Aside from its delicious taste, it’s a popular veggie because of how speedily it cooks. The saying, “as quick as you can cook asparagus” is an old Roman expression. The Romans were so enamored of asparagus, that legend tells us they engaged a whole fleet of ships just for fetching it.
And, now for the recipe: it’s a quick side dish filled with tasty flavors. Garlic sea salt enhances the asparagus while roasted sesame seeds deliver a nutty flavor. This is a delicious way to enjoy your asparagus and eat your veggies!
Kudos to the asparagus gods!
Black Sesame Seed Asparagus
1 pound asparagus
1 tablespoon olive oil
1 teaspoon white wine vinegar
½ teaspoon Morton Roasted Garlic Sea Salt*
½ teaspoon pepper
1 tablespoon black sesame seeds, toasted**
Fill a large saucepan with an inch or two of water, and bring to a boil.
Add asparagus, cover and cook for about 4-5 minutes, or until fork tender.

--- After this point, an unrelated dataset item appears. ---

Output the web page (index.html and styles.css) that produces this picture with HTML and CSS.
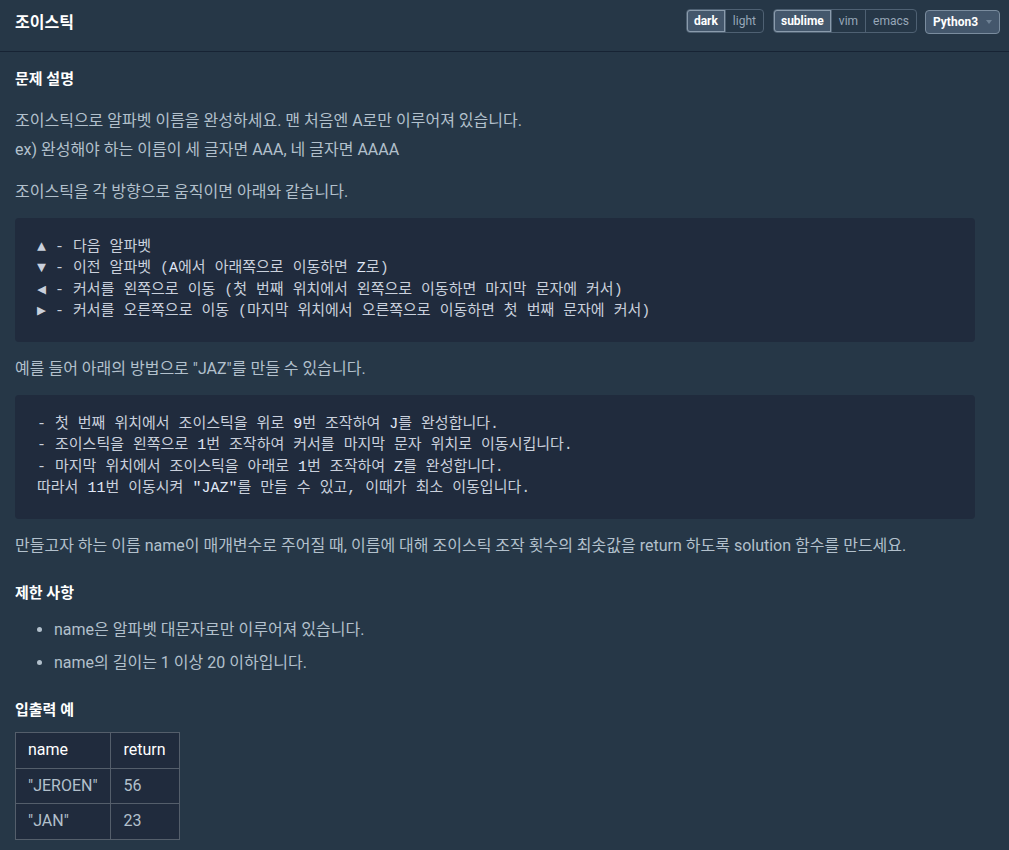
FILE: index.html
```html
<!DOCTYPE html>
<html lang="ko">
<head>
<meta charset="utf-8">
<title>조이스틱</title>
<link rel="stylesheet" href="styles.css">
</head>
<body>
<header class="topbar">
  <h1 class="title">조이스틱</h1>
  <div class="controls">
    <div class="seg">
      <span class="seg-btn active">dark</span>
      <span class="seg-btn">light</span>
    </div>
    <div class="seg">
      <span class="seg-btn active">sublime</span>
      <span class="seg-btn">vim</span>
      <span class="seg-btn">emacs</span>
    </div>
    <div class="lang-select">Python3<span class="caret"></span></div>
  </div>
</header>
<main class="content">
  <h5 class="heading first">문제 설명</h5>
  <p class="lead">조이스틱으로 알파벳 이름을 완성하세요. 맨 처음엔 A로만 이루어져 있습니다.<br>ex) 완성해야 하는 이름이 세 글자면 AAA, 네 글자면 AAAA</p>
  <p>조이스틱을 각 방향으로 움직이면 아래와 같습니다.</p>
  <div class="code">
    <span class="ln">▲ - 다음 알파벳</span>
    <span class="ln">▼ - 이전 알파벳 (<span class="hl">A</span>에서 아래쪽으로 이동하면 <span class="hl">Z</span>로)</span>
    <span class="ln">◀ - 커서를 왼쪽으로 이동 (첫 번째 위치에서 왼쪽으로 이동하면 마지막 문자에 커서)</span>
    <span class="ln">▶ - 커서를 오른쪽으로 이동 (마지막 위치에서 오른쪽으로 이동하면 첫 번째 문자에 커서)</span>
  </div>
  <p>예를 들어 아래의 방법으로 "JAZ"를 만들 수 있습니다.</p>
  <div class="code">
    <span class="ln">- 첫 번째 위치에서 조이스틱을 위로 <span class="hl">9</span>번 조작하여 <span class="hl">J</span>를 완성합니다.</span>
    <span class="ln">- 조이스틱을 왼쪽으로 <span class="hl">1</span>번 조작하여 커서를 마지막 문자 위치로 이동시킵니다.</span>
    <span class="ln">- 마지막 위치에서 조이스틱을 아래로 <span class="hl">1</span>번 조작하여 <span class="hl">Z</span>를 완성합니다.</span>
    <span class="ln">따라서 <span class="hl">11</span>번 이동시켜 <span class="hl">"JAZ"</span>를 만들 수 있고, 이때가 최소 이동입니다.</span>
  </div>
  <p>만들고자 하는 이름 name이 매개변수로 주어질 때, 이름에 대해 조이스틱 조작 횟수의 최솟값을 return 하도록 solution 함수를 만드세요.</p>
  <h5 class="heading">제한 사항</h5>
  <ul class="list">
    <li>name은 알파벳 대문자로만 이루어져 있습니다.</li>
    <li>name의 길이는 1 이상 20 이하입니다.</li>
  </ul>
  <h5 class="heading">입출력 예</h5>
  <table class="examples">
    <thead>
      <tr><th>name</th><th>return</th></tr>
    </thead>
    <tbody>
      <tr><td>"JEROEN"</td><td>56</td></tr>
      <tr><td>"JAN"</td><td>23</td></tr>
    </tbody>
  </table>
</main>
</body>
</html>
```
FILE: styles.css
```css
html, body {
  margin: 0;
  padding: 0;
  background: #263747;
}
body {
  font-family: Roboto, "Noto Sans CJK KR", sans-serif;
  color: #b2c0cc;
  font-size: 16px;
}
.topbar {
  height: 52px;
  box-sizing: border-box;
  border-bottom: 1px solid #172334;
  display: flex;
  justify-content: space-between;
  align-items: flex-start;
  padding: 9px 9px 0 15px;
}
.title {
  margin: 0;
  padding-top: 1px;
  font-size: 16px;
  font-weight: 700;
  color: #ffffff;
  line-height: 26px;
}
.controls {
  display: flex;
  gap: 8px;
  align-items: flex-start;
}
.seg {
  display: flex;
  border: 1px solid #4f6173;
  border-radius: 4px;
  height: 24px;
  box-sizing: border-box;
}
.seg + .seg {
  margin-left: 1px;
}
.seg-btn {
  font-size: 12px;
  line-height: 22px;
  padding: 0 7px;
  color: #98a8b9;
  border-left: 1px solid #4f6173;
}
.seg-btn:first-child {
  border-left: none;
}
.seg-btn.active {
  background: #44576c;
  color: #ffffff;
  font-weight: 700;
  box-shadow: inset 0 0 0 1px #8a9bac;
  border-radius: 3px 0 0 3px;
}
.lang-select {
  margin-top: 1px;
  height: 24px;
  box-sizing: border-box;
  width: 75px;
  border: 1px solid #7a8c9e;
  border-radius: 4px;
  background: #44576c;
  color: #ffffff;
  font-weight: 700;
  font-size: 12px;
  line-height: 22px;
  padding-left: 7px;
  display: flex;
  align-items: center;
  gap: 8px;
}
.caret {
  width: 0;
  height: 0;
  border-left: 3px solid transparent;
  border-right: 3px solid transparent;
  border-top: 4px solid #6e8194;
}
.content {
  padding: 0 34px 16px 15px;
}
.heading {
  margin: 22px 0 11px;
  font-size: 15px;
  font-weight: 700;
  color: #ffffff;
  line-height: 22px;
}
.heading.first {
  margin-top: 16px;
  margin-bottom: 16px;
}
p {
  margin: 0 0 12px;
  line-height: 29px;
}
p.lead {
  margin-bottom: 13px;
}
.code {
  margin: 0 0 12px;
  padding: 19px 22px 20px;
  background: #202b3d;
  border-radius: 4px;
  font-family: "Liberation Mono", "DejaVu Sans Mono", "Noto Sans CJK KR", monospace;
  font-size: 15px;
  line-height: 21.3px;
  color: #c9d0dc;
}
.ln {
  display: block;
  white-space: pre;
  height: 21.3px;
}
.hl {
  color: #e0e8f7;
}
.list {
  margin: 0;
  padding-left: 39px;
}
.list li {
  line-height: 29px;
  margin-bottom: 4px;
}
.examples {
  border-collapse: collapse;
  font-size: 16px;
  margin-top: 3px;
}
.examples th, .examples td {
  border: 1px solid #545e6b;
  background: #202b3d;
  padding: 6px 12px 6px 12px;
  line-height: 22.5px;
  text-align: left;
}
.examples th {
  color: #ffffff;
  font-weight: 400;
}
.examples td {
  color: #b2c0cc;
}
.examples td:last-child, .examples th:last-child {
  padding-left: 13px;
  padding-right: 13px;
}
```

Combine remaining ingredients and toss lightly with asparagus.
*This is a new item in the stores here; I think it’s great!
**Toast black sesame seeds in a large skillet over medium-high heat and cover pan with a lid. Some seeds will pop and the lid keeps them in the skillet. Shake skillet after a minute, and then let heat for another minute or so, until there is a nutty aroma. Pour seeds in a bowl until ready to use.